Be be sure to be specific about timeframes and outcomes. Also be sure to get agreement on these items, as well as providing an “escape hatch” where he client can email you saying they wish to get off the ride. Below is an example of a typical conversation.
”David, I think his meeting was productive. The next step is a meeting with your executive council next week. You mentioned that you would be able to make a decision by the 25th of the month. Is this still accurate?”
”Yes it is, Mike”
”David, just so you know, I will be calling you in the 26th for final approval. If at any time, you think this isn’t going to happen, please let me know. Ultimately, I am a salesman, and I am not good at hints. All I ask is that you be honest and let me know if this isn’t working. Again, I’m a salesman, and I don’t get hurt feelings. Deal?”
I always like to fall back on the “I’m a salesman, and I don’t take this personal” line. That’s why I’m here. If the prospect doesn’t say no to me, then I will still keep calling. Let them know this.
WHAT DO YOU DO WHEN YOU GET “GHOSTED”?
Even after coming to an agreement on the timeline and the process, you may get derailed. Typically, you are going to get "Ghosted" by someone.
Ghosting: When a prospect disappears on you...stops returning you calls or emails.
Ghosting is the most infuriating thing that happens to a salesperson, and it often comes after you think you are in the best position to make a sale.
After being ghosted, some salespeople resort to obviously pathetic emails or desperate phone messages. We have all done this. An extreme example of this type of voicemail is played out in this VERY UNCOMFORTABLE famous scene from the movie Swingers. I still twitch when watching this.
WHAT TO DO INSTEAD?
Instead of acting like a crazed lunatic, try writing a funny, pointed email. This email has worked close to 90% of the time...in part because of it's self deprecation, honesty, and it takes the desperation out of the contact. (feel free to use this, modify it, or throw it away). IF YOU GET NO RESPONSE from this message, you should follow up in 3-6 months...this deal is gone.
I have called you a couple of times, and I honestly don't want to be one of "those salespeople". Typically, when someone doesn't call me back, it is due to one of three reasons.
1. You haven't mad a decision yet, and therefore have no news to provide me.
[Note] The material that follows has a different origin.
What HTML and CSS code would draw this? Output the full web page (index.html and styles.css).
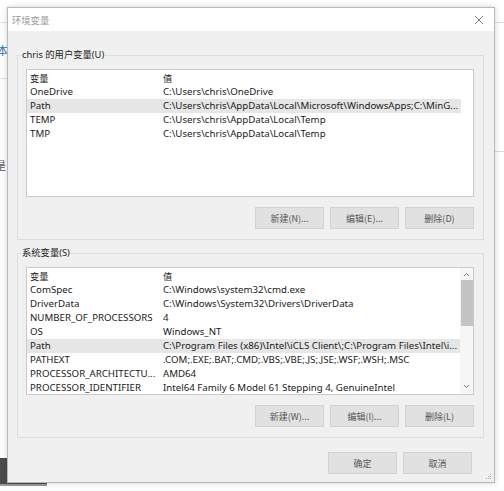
FILE: index.html
```html
<!DOCTYPE html>
<html>
<head>
    <meta charset="utf-8">
    <meta name="viewport" content="width=device-width, initial-scale=1">
    <link rel="stylesheet" href="styles.css">
</head>

<body>
    <div class="desktop">
        <div class="bgLine bgLineTop"></div>
        <div class="bgLine bgLineMid"></div>
        <div class="bgLine bgLineRight"></div>
        <span class="bgChar bgCharBlue">本</span>
        <span class="bgChar bgCharDark">是</span>
        <div class="taskBox"></div>

        <div class="dialog">
            <div class="titleBar">
                <span class="title">环境变量</span>
                <span class="closeBtn">
                    <svg width="10" height="10" viewBox="0 0 10 10">
                        <path d="M1 1 L9 9 M9 1 L1 9" stroke="#6d6d6d" stroke-width="0.9" fill="none"/>
                    </svg>
                </span>
            </div>

            <div class="dialogBody">
                <div class="group groupUser">
                    <span class="legend">chris 的用户变量(U)</span>
                    <div class="list listUser">
                        <table class="varTable">
                            <tr class="headRow"><td class="nameCol">变量</td><td>值</td></tr>
                            <tr><td class="nameCol">OneDrive</td><td>C:\Users\chris\OneDrive</td></tr>
                            <tr class="selRow"><td class="nameCol">Path</td><td>C:\Users\chris\AppData\Local\Microsoft\WindowsApps;C:\MinG...</td></tr>
                            <tr><td class="nameCol">TEMP</td><td>C:\Users\chris\AppData\Local\Temp</td></tr>
                            <tr><td class="nameCol">TMP</td><td>C:\Users\chris\AppData\Local\Temp</td></tr>
                        </table>
                    </div>
                    <div class="btnRow">
                        <button type="button" class="winButton">新建(N)...</button>
                        <button type="button" class="winButton">编辑(E)...</button>
                        <button type="button" class="winButton">删除(D)</button>
                    </div>
                </div>

                <div class="group groupSys">
                    <span class="legend">系统变量(S)</span>
                    <div class="list listSys">
                        <table class="varTable">
                            <tr class="headRow"><td class="nameCol">变量</td><td>值</td></tr>
                            <tr><td class="nameCol">ComSpec</td><td>C:\Windows\system32\cmd.exe</td></tr>
                            <tr><td class="nameCol">DriverData</td><td>C:\Windows\System32\Drivers\DriverData</td></tr>
                            <tr><td class="nameCol">NUMBER_OF_PROCESSORS</td><td>4</td></tr>
                            <tr><td class="nameCol">OS</td><td>Windows_NT</td></tr>
                            <tr class="selRow"><td class="nameCol">Path</td><td>C:\Program Files (x86)\Intel\iCLS Client\;C:\Program Files\Intel\i...</td></tr>
                            <tr><td class="nameCol">PATHEXT</td><td>.COM;.EXE;.BAT;.CMD;.VBS;.VBE;.JS;.JSE;.WSF;.WSH;.MSC</td></tr>
                            <tr><td class="nameCol">PROCESSOR_ARCHITECTU...</td><td>AMD64</td></tr>
                            <tr><td class="nameCol">PROCESSOR_IDENTIFIER</td><td>Intel64 Family 6 Model 61 Stepping 4, GenuineIntel</td></tr>
                        </table>
                        <div class="scrollBar">
                            <svg class="arrowUp" width="7" height="5" viewBox="0 0 7 5">
                                <path d="M1 4 L3.5 1.5 L6 4" stroke="#7a7a7a" stroke-width="1" fill="none"/>
                            </svg>
                            <div class="scrollThumb"></div>
                            <svg class="arrowDown" width="7" height="5" viewBox="0 0 7 5">
                                <path d="M1 1 L3.5 3.5 L6 1" stroke="#7a7a7a" stroke-width="1" fill="none"/>
                            </svg>
                        </div>
                    </div>
                    <div class="btnRow">
                        <button type="button" class="winButton">新建(W)...</button>
                        <button type="button" class="winButton">编辑(I)...</button>
                        <button type="button" class="winButton">删除(L)</button>
                    </div>
                </div>

                <div class="btnRow dialogButtons">
                    <button type="button" class="winButton">确定</button>
                    <button type="button" class="winButton">取消</button>
                </div>
            </div>

            <svg class="grip" width="6" height="6" viewBox="0 0 6 6">
                <rect x="4" y="0" width="1" height="1" fill="#b0b0b0"/>
                <rect x="2" y="2" width="1" height="1" fill="#b0b0b0"/>
                <rect x="4" y="2" width="1" height="1" fill="#b0b0b0"/>
                <rect x="0" y="4" width="1" height="1" fill="#b0b0b0"/>
                <rect x="2" y="4" width="1" height="1" fill="#b0b0b0"/>
                <rect x="4" y="4" width="1" height="1" fill="#b0b0b0"/>
            </svg>
        </div>
    </div>
</body>
</html>
```

FILE: styles.css
```css
body {
    margin: 0;
    background: #ffffff;
    font-family: "Noto Sans", "Noto Sans CJK SC", sans-serif;
    color: #1a1a1a;
}

.desktop {
    position: relative;
    width: 504px;
    height: 491px;
    overflow: hidden;
    background: #ffffff;
}

/* bits of the window behind the dialog */
.bgLine {
    position: absolute;
    height: 1px;
    background: #dedede;
}

.bgLineTop {
    left: 0;
    top: 22px;
    width: 504px;
}

.bgLineMid {
    left: 0;
    top: 78px;
    width: 8px;
}

.bgLineRight {
    left: 495px;
    top: 151px;
    width: 9px;
}

.bgChar {
    position: absolute;
    font-family: "Noto Sans CJK SC", sans-serif;
    font-size: 11px;
}

.bgCharBlue {
    left: -3px;
    top: 42px;
    color: #2f6fb8;
}

.bgCharDark {
    left: -5px;
    top: 157px;
    color: #555555;
}

.taskBox {
    position: absolute;
    left: 0;
    top: 458px;
    width: 47px;
    height: 26px;
    background: #4b4b4b;
    border-bottom: 2px solid #9a9a9a;
}

/* dialog window */
.dialog {
    position: absolute;
    left: 7px;
    top: 7px;
    width: 486px;
    height: 474px;
    border: 1px solid #b9b9b9;
    background: #f0f0f0;
    box-shadow: 0 0 6px rgba(0, 0, 0, 0.18);
    display: flex;
    flex-direction: column;
}

.titleBar {
    height: 23px;
    background: #ffffff;
    display: flex;
    align-items: center;
    justify-content: space-between;
    padding: 0 10px 0 4px;
}

.title {
    font-family: "Noto Sans CJK SC", sans-serif;
    font-size: 9.3px;
    color: #9a9a9a;
}

.closeBtn {
    display: flex;
    align-items: center;
}

.dialogBody {
    flex: 1;
    padding: 24px 10px 0 9px;
    display: flex;
    flex-direction: column;
}

.group {
    position: relative;
    border: 1px solid #dcdcdc;
    padding: 13px 9px 10px 8px;
}

.groupSys {
    margin-top: 13px;
}

.legend {
    position: absolute;
    left: 3px;
    top: -8px;
    padding: 0 1px;
    background: #f0f0f0;
    font-size: 9.3px;
    line-height: 14px;
    color: #222222;
}

.list {
    position: relative;
    background: #ffffff;
    border: 1px solid #c9c9c9;
}

.listUser {
    height: 126px;
}

.listSys {
    height: 126px;
}

.varTable {
    width: 434px;
    margin-top: 1px;
    table-layout: fixed;
    border-collapse: collapse;
    font-size: 9.7px;
}

.varTable td {
    height: 14px;
    padding: 0 0 0 3px;
    white-space: nowrap;
    overflow: hidden;
    line-height: 14px;
}

.varTable .nameCol {
    width: 130px;
}

.headRow td {
    font-family: "Noto Sans CJK SC", sans-serif;
    font-size: 9.3px;
}

.selRow td {
    background: #e6e6e6;
}

.scrollBar {
    position: absolute;
    right: 0;
    top: 0;
    bottom: 0;
    width: 13px;
    background: #f6f6f6;
    display: flex;
    flex-direction: column;
    align-items: center;
}

.arrowUp {
    margin-top: 4px;
}

.scrollThumb {
    width: 12px;
    height: 46px;
    margin-top: 3px;
    background: #c4c4c4;
}

.arrowDown {
    margin-top: auto;
    margin-bottom: 5px;
}

.btnRow {
    display: flex;
    justify-content: flex-end;
    gap: 6px;
    margin-top: 10px;
}

.dialogButtons {
    margin-top: 14px;
    padding-right: 12px;
}

.winButton {
    width: 69px;
    height: 22px;
    padding: 0;
    background: #e1e1e1;
    border: 1px solid #d2d2d2;
    font-family: "Noto Sans CJK SC", sans-serif;
    font-size: 9px;
    color: #555555;
}

.grip {
    position: absolute;
    right: 2px;
    bottom: 2px;
}
```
IF THIS IS THE CASE, please let me know. I will take your lead on this, and maybe I can provide you with a way to help you decide...or at least I can give you breathing room.
2. You made a decision to work with another company or solution. IF THIS IS THE CASE, I get it. We aren't the perfect product for everyone...and while we are good, nobody bats a thousand, not even Miguel Cabrera.
3. A large desk has fallen on top of you, trapping you in your office, and you have no way to call for help. IF THIS IS THE CASE, Please shoot back an email to me with the subject header "3". I will rush to your office, and help you escape...then we can get to business.
All joking aside, we really would like to do business with you, so please let me know what we can do.
In the end, the anticipation of a large deal is a killer. Sometimes it occupies way too much of your time and effort.
The best advice is to make sure you have a deep enough pipeline, so you can backfill some deals at the end of the month. This way, you don't have to rely on one deal
Don't be a crazy loon like Mike, Nikki will never EVER call him back.